What is your advice to your peers in the industry about using a data virtualization platform?
I embarked on this journey a couple of years ago to move us from a reporting and data warehousing team to a true business intelligence and analytics team. Having gone through that process and spoken with a lot of my peers, the key is to start. Don’t be scared. But don’t believe the hype either. There isn’t a single tool out there that solves all of your problems. Your architecture has to be multi-tiered.
Whether you have Hadoop or a traditional warehouse, you need multiple ways to solve issues. Data virtualization is a way to solve some problems faster and buy you options to decide later. We have a saying: “decide late.” Instead of spending money on other solutions, use data virtualization to use what you already do and have today. If you apply data virtualization on top of your traditional warehouse and plug it in with your other systems, it can provide you with simpler integration pretty much out of the box. There’s some engineering involved, but it can be much faster than to stand up a full new stack.

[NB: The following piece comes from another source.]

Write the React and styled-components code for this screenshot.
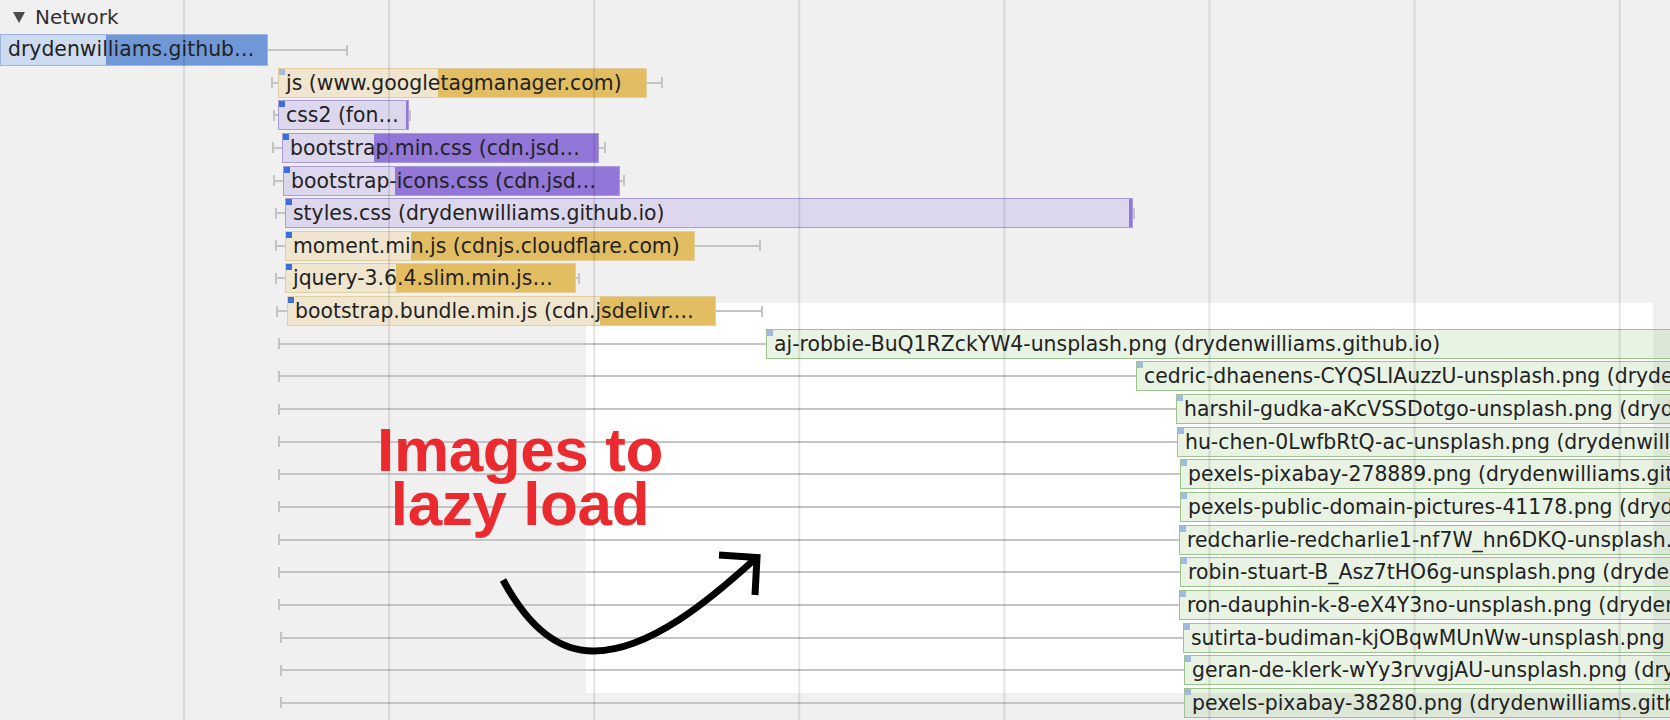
import React from "react";
import styled, { createGlobalStyle } from "styled-components";

const ROW_H = 32.65;

const GlobalStyle = createGlobalStyle`
  html, body {
    margin: 0;
    padding: 0;
    background: #f0f0f0;
  }
  body {
    font-family: "DejaVu Sans", "Liberation Sans", sans-serif;
  }
`;

const COLORS = {
  doc: { light: "#cddbf0", border: "#9db5e0", dark: "#7098d7", marker: "transparent" },
  script: { light: "#f0e6cf", border: "#e2cf9f", dark: "#e2bd62", marker: "#3c6fd8" },
  css: { light: "#dcd7ec", border: "#a99bd9", dark: "#9276d8", marker: "#3c6fd8" },
  img: { light: "rgba(120, 185, 95, 0.17)", border: "#9cc48e", dark: "#9cc48e", marker: "#9fbbe0" },
};

const rows = [
  { type: "doc", bar: 0, dark: 105, end: 268, whisker: 348, text: "drydenwilliams.github…" },
  { type: "script", tick: 271, bar: 278, dark: 437, end: 647, whisker: 663, text: "js (www.googletagmanager.com)", marker: "#a6bbd9" },
  { type: "css", tick: 273, bar: 278, dark: 405, end: 409, whisker: 411, text: "css2 (fon…" },
  { type: "css", tick: 272, bar: 282, dark: 373, end: 599, whisker: 606, text: "bootstrap.min.css (cdn.jsd…" },
  { type: "css", tick: 273, bar: 283, dark: 394, end: 620, whisker: 625, text: "bootstrap-icons.css (cdn.jsd…" },
  { type: "css", tick: 275, bar: 285, dark: 1128, end: 1133, whisker: 1135, text: "styles.css (drydenwilliams.github.io)" },
  { type: "script", tick: 275, bar: 285, dark: 410, end: 695, whisker: 761, text: "moment.min.js (cdnjs.cloudflare.com)" },
  { type: "script", tick: 275, bar: 285, dark: 395, end: 576, whisker: 580, text: "jquery-3.6.4.slim.min.js…" },
  { type: "script", tick: 276, bar: 287, dark: 599, end: 716, whisker: 763, text: "bootstrap.bundle.min.js (cdn.jsdelivr.…" },
  { type: "img", tick: 278, bar: 766, text: "aj-robbie-BuQ1RZckYW4-unsplash.png (drydenwilliams.github.io)" },
  { type: "img", tick: 278, bar: 1136, text: "cedric-dhaenens-CYQSLIAuzzU-unsplash.png (drydenwilliams.github.io)" },
  { type: "img", tick: 278, bar: 1176, text: "harshil-gudka-aKcVSSDotgo-unsplash.png (drydenwilliams.github.io)" },
  { type: "img", tick: 278, bar: 1177, text: "hu-chen-0LwfbRtQ-ac-unsplash.png (drydenwilliams.github.io)" },
  { type: "img", tick: 278, bar: 1180, text: "pexels-pixabay-278889.png (drydenwilliams.github.io)" },
  { type: "img", tick: 278, bar: 1180, text: "pexels-public-domain-pictures-41178.png (drydenwilliams.github.io)" },
  { type: "img", tick: 278, bar: 1179, text: "redcharlie-redcharlie1-nf7W_hn6DKQ-unsplash.png (drydenwilliams.github.io)" },
  { type: "img", tick: 278, bar: 1180, text: "robin-stuart-B_Asz7tHO6g-unsplash.png (drydenwilliams.github.io)" },
  { type: "img", tick: 278, bar: 1179, text: "ron-dauphin-k-8-eX4Y3no-unsplash.png (drydenwilliams.github.io)" },
  { type: "img", tick: 280, bar: 1183, text: "sutirta-budiman-kjOBqwMUnWw-unsplash.png (drydenwilliams.github.io)" },
  { type: "img", tick: 280, bar: 1184, text: "geran-de-klerk-wYy3rvvgjAU-unsplash.png (drydenwilliams.github.io)" },
  { type: "img", tick: 280, bar: 1184, text: "pexels-pixabay-38280.png (drydenwilliams.github.io)" },
  { type: "img", tick: 280, bar: 1184, text: "pexels-pixabay-356079.png (drydenwilliams.github.io)" },
];

const Panel = styled.div`
  position: relative;
  width: 1670px;
  height: 720px;
  overflow: hidden;
  background: #f0f0f0;
`;

// white highlight painted behind the image requests
const Highlight = styled.div`
  position: absolute;
  left: 586px;
  top: 303px;
  width: 1067px;
  height: 390px;
  background: #ffffff;
`;

const Timeline = styled.div`
  position: relative;
  z-index: 1;
  display: flex;
  flex-direction: column;
`;

const Header = styled.div`
  display: flex;
  align-items: center;
  gap: 10px;
  height: 33.7px;
  padding-left: 13px;
  box-sizing: border-box;
  font-size: 20px;
  color: #303030;
`;

const Caret = styled.span`
  width: 0;
  height: 0;
  border-left: 6px solid transparent;
  border-right: 6px solid transparent;
  border-top: 11px solid #4a4a4a;
  margin-top: 1px;
`;

const Row = styled.div`
  display: flex;
  align-items: center;
  height: ${ROW_H}px;
  flex-shrink: 0;
  white-space: nowrap;
`;

const Spacer = styled.div`
  flex-shrink: 0;
`;

const Whisker = styled.div`
  flex-shrink: 0;
  height: 11px;
  box-sizing: border-box;
  border-${(p) => p.$side}: 2px solid #c4c4c4;
  background: linear-gradient(#c4c4c4, #c4c4c4) center / 100% 2px no-repeat;
`;

const Bar = styled.div`
  position: relative;
  flex-shrink: 0;
  box-sizing: border-box;
  height: ${(p) => (p.$type === "doc" ? 32 : 30)}px;
  border: 1px solid ${(p) => COLORS[p.$type].border};
  background: linear-gradient(
    to right,
    ${(p) => COLORS[p.$type].light} 0 ${(p) => p.$split}px,
    ${(p) => COLORS[p.$type].dark} ${(p) => p.$split}px
  );
  padding-left: 7px;
  font-size: 20.4px;
  line-height: 28px;
  color: #222;
  overflow: hidden;

  &::before {
    content: "";
    position: absolute;
    left: 0;
    top: 0;
    width: 6px;
    height: 6px;
    background: ${(p) => p.$marker || COLORS[p.$type].marker};
  }
`;

const Grid = styled.div`
  position: absolute;
  inset: 0;
  z-index: 2;
  pointer-events: none;
  background-image: linear-gradient(to right, rgba(0, 0, 0, 0.1) 0 2px, transparent 2px);
  background-size: 205.1px 100%;
  background-position: 183px 0;
`;

const Note = styled.div`
  position: absolute;
  z-index: 3;
  left: 320px;
  top: 423px;
  width: 400px;
  text-align: center;
  font-family: "Liberation Sans", Arial, sans-serif;
  font-weight: 700;
  font-size: 62px;
  line-height: 54px;
  letter-spacing: -0.4px;
  color: #ea2a2e;
`;

const Arrow = styled.svg`
  position: absolute;
  z-index: 3;
  left: 480px;
  top: 530px;
  width: 300px;
  height: 140px;
  overflow: visible;
`;

function RequestRow({ r }) {
  const end = r.end ?? 2100;
  const split = (r.dark ?? end) - r.bar;
  return (
    <Row>
      <Spacer style={{ width: r.tick ?? r.bar }} />
      {r.tick != null && <Whisker $side="left" style={{ width: r.bar - r.tick }} />}
      <Bar $type={r.type} $split={split} $marker={r.marker} style={{ width: end - r.bar }}>
        {r.text}
      </Bar>
      {r.whisker != null && <Whisker $side="right" style={{ width: r.whisker - end }} />}
    </Row>
  );
}

export default function App() {
  return (
    <>
      <GlobalStyle />
      <Panel>
        <Highlight />
        <Timeline>
          <Header>
            <Caret />
            <span>Network</span>
          </Header>
          {rows.map((r, i) => (
            <RequestRow key={i} r={r} />
          ))}
        </Timeline>
        <Grid />
        <Note>
          Images to
          <br />
          lazy load
        </Note>
        <Arrow viewBox="480 530 300 140">
          <path
            d="M503 580 C 530 630, 560 652, 595 651 C 650 650, 710 600, 756 558"
            fill="none"
            stroke="#000"
            strokeWidth="7"
          />
          <path d="M719 555 L757 557.5 L755 595" fill="none" stroke="#000" strokeWidth="7" strokeLinejoin="miter" />
        </Arrow>
      </Panel>
    </>
  );
}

Data virtualization can enable you to take steps beyond where you are without spending a lot of money and time. It enables you to figure out your needs. Are your needs really around massive amounts of data? Or are you struggling with data complexity? Then maybe you should invest more in skill and governance than in a new tool. Data virtualization helps you to answer these questions.
You have more knowledge in-house than you think you do. People should not be as afraid of data virtualization as other solutions because it doesn’t displace the warehouse; it’s not disruptive to your environment. Data virtualization may actually become part of your architecture in the long term, but it’ll guide you. So start today. Try it. That’s my advice.